→ **Supplied material**
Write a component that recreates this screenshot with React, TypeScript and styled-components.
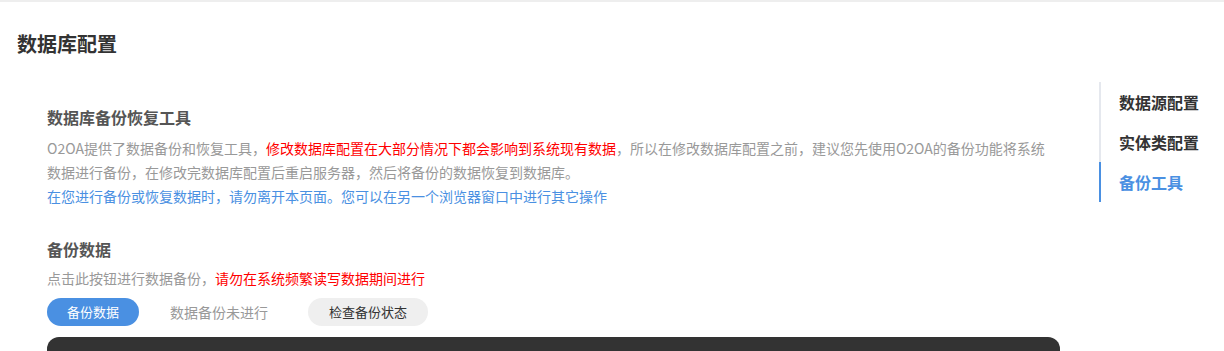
import styled, { createGlobalStyle } from 'styled-components';

const GlobalStyle = createGlobalStyle`
  html, body {
    margin: 0;
    padding: 0;
    background: #fff;
    font-family: "Noto Sans CJK SC", "Noto Sans", sans-serif;
  }
`;

const Page = styled.div`
  width: 1224px;
  height: 351px;
  overflow: hidden;
  border-top: 2px solid #eeeeee;
  box-sizing: border-box;
`;

const PageTitle = styled.h1`
  margin: 0;
  padding: 22px 0 0 17px;
  font-size: 20px;
  line-height: 40px;
  font-weight: bold;
  color: #333;
`;

const Body = styled.div`
  display: flex;
  margin-top: 18px;
`;

const Content = styled.div`
  width: 1013px;
  padding-left: 47px;
  flex-shrink: 0;
`;

const SectionTitle = styled.div<{ $gap: number }>`
  margin-top: ${(p) => p.$gap}px;
  font-size: 16px;
  line-height: 30px;
  font-weight: bold;
  color: #555;
`;

const Text = styled.div<{ $gap?: number }>`
  max-width: 1002px;
  margin-top: ${(p) => p.$gap ?? 0}px;
  font-size: 14px;
  line-height: 24px;
  color: #999;
`;

const Red = styled.span`
  color: #ff0000;
`;

const Blue = styled.div`
  font-size: 14px;
  line-height: 24px;
  color: #4a90e2;
`;

const ActionRow = styled.div`
  display: flex;
  align-items: center;
  margin-top: 8px;
  height: 28px;
`;

const Pill = styled.button<{ $primary?: boolean }>`
  height: 28px;
  padding: 0 ${(p) => (p.$primary ? 20 : 21)}px;
  border: none;
  border-radius: 14px;
  font-family: inherit;
  font-size: 13px;
  line-height: 28px;
  cursor: pointer;
  background: ${(p) => (p.$primary ? '#4a90e2' : '#efefef')};
  color: ${(p) => (p.$primary ? '#fff' : '#333')};
`;

const Status = styled.span`
  margin: 0 40px 0 31px;
  font-size: 14px;
  color: #999;
`;

const Console = styled.div`
  margin-top: 11px;
  height: 260px;
  background: #333;
  border-radius: 12px;
`;

const Nav = styled.nav`
  margin-left: 39px;
  display: flex;
  flex-direction: column;
`;

const NavItem = styled.div<{ $active?: boolean }>`
  height: 40px;
  line-height: 40px;
  padding-left: 18px;
  border-left: 2px solid ${(p) => (p.$active ? '#4a90e2' : '#e5e8ee')};
  font-size: 16px;
  font-weight: bold;
  color: ${(p) => (p.$active ? '#4a90e2' : '#333')};
  cursor: pointer;
`;

export default function App() {
  return (
    <>
      <GlobalStyle />
      <Page>
        <PageTitle>数据库配置</PageTitle>
        <Body>
          <Content>
            <SectionTitle $gap={20}>数据库备份恢复工具</SectionTitle>
            <Text $gap={4}>
              O2OA提供了数据备份和恢复工具，
              <Red>修改数据库配置在大部分情况下都会影响到系统现有数据</Red>
              ，所以在修改数据库配置之前，建议您先使用O2OA的备份功能将系统数据进行备份，在修改完数据库配置后重启服务器，然后将备份的数据恢复到数据库。
            </Text>
            <Blue>在您进行备份或恢复数据时，请勿离开本页面。您可以在另一个浏览器窗口中进行其它操作</Blue>

            <SectionTitle $gap={26}>备份数据</SectionTitle>
            <Text $gap={2}>
              点击此按钮进行数据备份，<Red>请勿在系统频繁读写数据期间进行</Red>
            </Text>
            <ActionRow>
              <Pill $primary>备份数据</Pill>
              <Status>数据备份未进行</Status>
              <Pill>检查备份状态</Pill>
            </ActionRow>
            <Console />
          </Content>
          <Nav>
            <NavItem>数据源配置</NavItem>
            <NavItem>实体类配置</NavItem>
            <NavItem $active>备份工具</NavItem>
          </Nav>
        </Body>
      </Page>
    </>
  );
}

→ **Task to complete**
Reproduce the material above in full, exactly, with no images.

→ **Answer below**
Write a component that recreates this screenshot with React, TypeScript and styled-components.
import styled, { createGlobalStyle } from 'styled-components';

const GlobalStyle = createGlobalStyle`
  html, body {
    margin: 0;
    padding: 0;
    background: #fff;
    font-family: "Noto Sans CJK SC", "Noto Sans", sans-serif;
  }
`;

const Page = styled.div`
  width: 1224px;
  height: 351px;
  overflow: hidden;
  border-top: 2px solid #eeeeee;
  box-sizing: border-box;
`;

const PageTitle = styled.h1`
  margin: 0;
  padding: 22px 0 0 17px;
  font-size: 20px;
  line-height: 40px;
  font-weight: bold;
  color: #333;
`;

const Body = styled.div`
  display: flex;
  margin-top: 18px;
`;

const Content = styled.div`
  width: 1013px;
  padding-left: 47px;
  flex-shrink: 0;
`;

const SectionTitle = styled.div<{ $gap: number }>`
  margin-top: ${(p) => p.$gap}px;
  font-size: 16px;
  line-height: 30px;
  font-weight: bold;
  color: #555;
`;

const Text = styled.div<{ $gap?: number }>`
  max-width: 1002px;
  margin-top: ${(p) => p.$gap ?? 0}px;
  font-size: 14px;
  line-height: 24px;
  color: #999;
`;

const Red = styled.span`
  color: #ff0000;
`;

const Blue = styled.div`
  font-size: 14px;
  line-height: 24px;
  color: #4a90e2;
`;

const ActionRow = styled.div`
  display: flex;
  align-items: center;
  margin-top: 8px;
  height: 28px;
`;

const Pill = styled.button<{ $primary?: boolean }>`
  height: 28px;
  padding: 0 ${(p) => (p.$primary ? 20 : 21)}px;
  border: none;
  border-radius: 14px;
  font-family: inherit;
  font-size: 13px;
  line-height: 28px;
  cursor: pointer;
  background: ${(p) => (p.$primary ? '#4a90e2' : '#efefef')};
  color: ${(p) => (p.$primary ? '#fff' : '#333')};
`;

const Status = styled.span`
  margin: 0 40px 0 31px;
  font-size: 14px;
  color: #999;
`;

const Console = styled.div`
  margin-top: 11px;
  height: 260px;
  background: #333;
  border-radius: 12px;
`;

const Nav = styled.nav`
  margin-left: 39px;
  display: flex;
  flex-direction: column;
`;

const NavItem = styled.div<{ $active?: boolean }>`
  height: 40px;
  line-height: 40px;
  padding-left: 18px;
  border-left: 2px solid ${(p) => (p.$active ? '#4a90e2' : '#e5e8ee')};
  font-size: 16px;
  font-weight: bold;
  color: ${(p) => (p.$active ? '#4a90e2' : '#333')};
  cursor: pointer;
`;

export default function App() {
  return (
    <>
      <GlobalStyle />
      <Page>
        <PageTitle>数据库配置</PageTitle>
        <Body>
          <Content>
            <SectionTitle $gap={20}>数据库备份恢复工具</SectionTitle>
            <Text $gap={4}>
              O2OA提供了数据备份和恢复工具，
              <Red>修改数据库配置在大部分情况下都会影响到系统现有数据</Red>
              ，所以在修改数据库配置之前，建议您先使用O2OA的备份功能将系统数据进行备份，在修改完数据库配置后重启服务器，然后将备份的数据恢复到数据库。
            </Text>
            <Blue>在您进行备份或恢复数据时，请勿离开本页面。您可以在另一个浏览器窗口中进行其它操作</Blue>

            <SectionTitle $gap={26}>备份数据</SectionTitle>
            <Text $gap={2}>
              点击此按钮进行数据备份，<Red>请勿在系统频繁读写数据期间进行</Red>
            </Text>
            <ActionRow>
              <Pill $primary>备份数据</Pill>
              <Status>数据备份未进行</Status>
              <Pill>检查备份状态</Pill>
            </ActionRow>
            <Console />
          </Content>
          <Nav>
            <NavItem>数据源配置</NavItem>
            <NavItem>实体类配置</NavItem>
            <NavItem $active>备份工具</NavItem>
          </Nav>
        </Body>
      </Page>
    </>
  );
}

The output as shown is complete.